*Written instruction*:
Take the lines from the head of the listing through the one bearing "const [count, setCount] = useState(1);" and copy them exactly, leaving every picture out.

####################

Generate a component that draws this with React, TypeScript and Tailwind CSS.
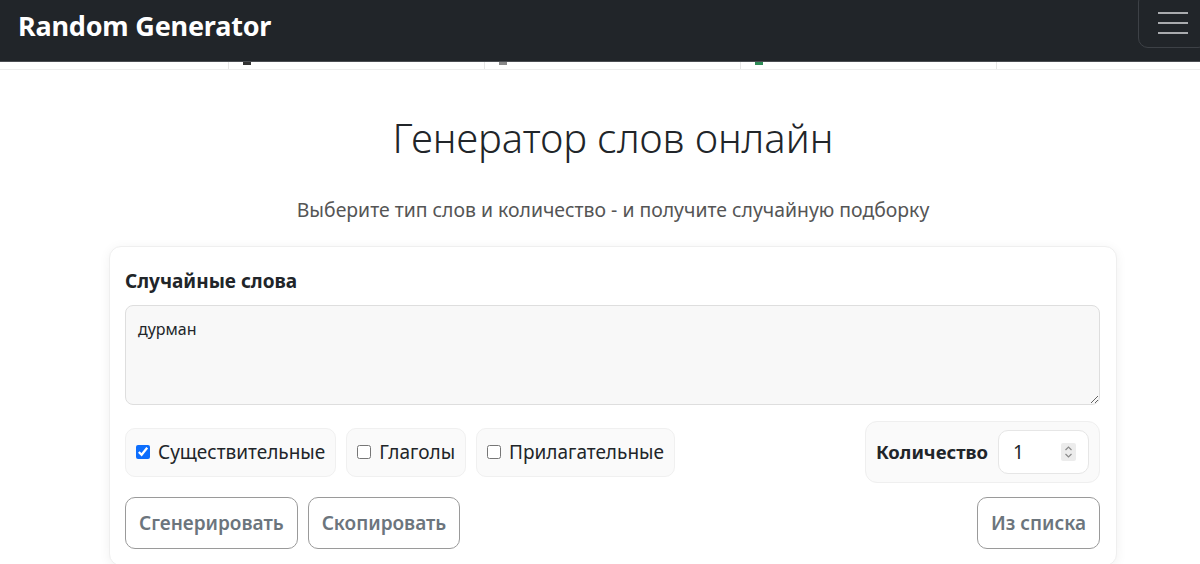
import { useState } from "react";

const tiles = [
  { left: "w-[229px]", dot: "" },
  { left: "w-[256px]", dot: "bg-[#333]" },
  { left: "w-[256px]", dot: "bg-[#888]" },
  { left: "w-[256px]", dot: "bg-[#2e8b57]" },
];

const kinds = [
  { label: "Существительные", checked: true },
  { label: "Глаголы", checked: false },
  { label: "Прилагательные", checked: false },
];

export default function App() {
  const [selected, setSelected] = useState(kinds.map((k) => k.checked));
  const [count, setCount] = useState(1);

  return (
    <div className="h-[564px] overflow-hidden bg-white font-['Noto_Sans','Open_Sans',sans-serif] text-[#212529]">
      <header className="flex h-[62px] items-start justify-between border-b border-[#4a4d52] bg-[#212529]">
        <span className="pl-[18px] pt-[6px] text-[27px] font-bold tracking-[-0.2px] text-white">Random Generator</span>
        <button className="mr-[-8px] mt-[-8px] flex h-[56px] w-[70px] flex-col justify-center gap-[8px] rounded-[10px] border border-[#3d4146] pl-[19px] pt-[6px]">
          <span className="h-[2px] w-[30px] bg-[#a9abae]" />
          <span className="h-[2px] w-[30px] bg-[#a9abae]" />
          <span className="h-[2px] w-[30px] bg-[#a9abae]" />
        </button>
      </header>

      <div className="flex h-[8px] border-b border-[#eeeeee]">
        {tiles.map((t, i) => (
          <div key={i} className={`${t.left} relative border-r border-[#e6e6e6]`}>
            {t.dot && <span className={`absolute left-[14px] top-0 h-[3px] w-[8px] ${t.dot}`} />}
          </div>
        ))}
      </div>

      <main className="ml-[109px] w-[1008px]">
        <h1 className="mt-[44px] text-center text-[40px] font-light leading-[48px] text-[#212529]">
          Генератор слов онлайн
        </h1>
        <p className="mt-[34px] text-center text-[19.4px] leading-[28px] text-[#555555]">
          Выберите тип слов и количество - и получите случайную подборку
        </p>

        <section className="mt-[22px] rounded-[12px] border border-[#efefef] bg-white pb-[16px] pl-[15px] pr-[16px] pt-[21px] shadow-[0_2px_12px_rgba(0,0,0,0.06)]">
          <h2 className="text-[19px] font-bold leading-[26px]">Случайные слова</h2>
          <textarea
            className="mt-[11px] block h-[100px] w-full resize-y rounded-[8px] border border-[#dedede] bg-[#f8f8f8] px-[12px] py-[11px] text-[16px] leading-[24px] text-[#212529] outline-none"
            defaultValue="дурман"
          />

          <div className="mt-[16px] flex items-center justify-between">
            <div className="flex gap-[10px]">
              {kinds.map((k, i) => (
                <label
                  key={k.label}
                  className="flex h-[49px] items-center gap-[8px] rounded-[10px] border border-[#f0f0f0] bg-[#fafafa] px-[10px] text-[19px]"
                >
                  <input
                    type="checkbox"
                    checked={selected[i]}
                    onChange={() => setSelected(selected.map((v, j) => (j === i ? !v : v)))}
                    className="h-[14px] w-[14px] accent-[#0d6efd]"
                  />
                  {k.label}
                </label>
              ))}
            </div>
            <div className="flex h-[62px] items-center gap-[10px] rounded-[12px] border border-[#efefef] bg-[#fafafa] pl-[10px] pr-[10px]">
              <span className="text-[18.5px] font-bold">Количество</span>
              <div className="flex h-[44px] w-[91px] items-center justify-between rounded-[10px] border border-[#e6e6e6] bg-white pl-[14px] pr-[12px]">
                <input
                  type="text"
                  value={count}
                  onChange={(e) => setCount(Number(e.target.value) || 1)}
                  className="w-[40px] bg-transparent text-[19px] outline-none"
                />
                <span className="flex h-[18px] w-[15px] items-center justify-center rounded-[2px] bg-[#ececec]">
                  <svg width="9" height="14" viewBox="0 0 9 14" fill="none" stroke="#8a8a8a" strokeWidth="1.2">
                    <path d="M1.5 5 L4.5 2 L7.5 5" />
                    <path d="M1.5 9 L4.5 12 L7.5 9" />
                  </svg>
                </span>
              </div>
            </div>
          </div>

          <div className="mt-[14px] flex items-center justify-between">
            <div className="flex gap-[10px]">
              <button className="h-[52px] rounded-[10px] border border-[#9a9a9a] px-[13px] text-[19px] font-semibold text-[#6c757d]">
                Сгенерировать
              </button>
              <button className="h-[52px] rounded-[10px] border border-[#9a9a9a] px-[13px] text-[19px] font-semibold text-[#6c757d]">
                Скопировать
              </button>
            </div>
            <button className="h-[52px] rounded-[10px] border border-[#9a9a9a] px-[13px] text-[19px] font-semibold text-[#6c757d]">
              Из списка
            </button>
          </div>
        </section>
      </main>
    </div>
  );
}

####################

*The response*:
Generate a component that draws this with React, TypeScript and Tailwind CSS.
import { useState } from "react";

const tiles = [
  { left: "w-[229px]", dot: "" },
  { left: "w-[256px]", dot: "bg-[#333]" },
  { left: "w-[256px]", dot: "bg-[#888]" },
  { left: "w-[256px]", dot: "bg-[#2e8b57]" },
];

const kinds = [
  { label: "Существительные", checked: true },
  { label: "Глаголы", checked: false },
  { label: "Прилагательные", checked: false },
];

export default function App() {
  const [selected, setSelected] = useState(kinds.map((k) => k.checked));
  const [count, setCount] = useState(1);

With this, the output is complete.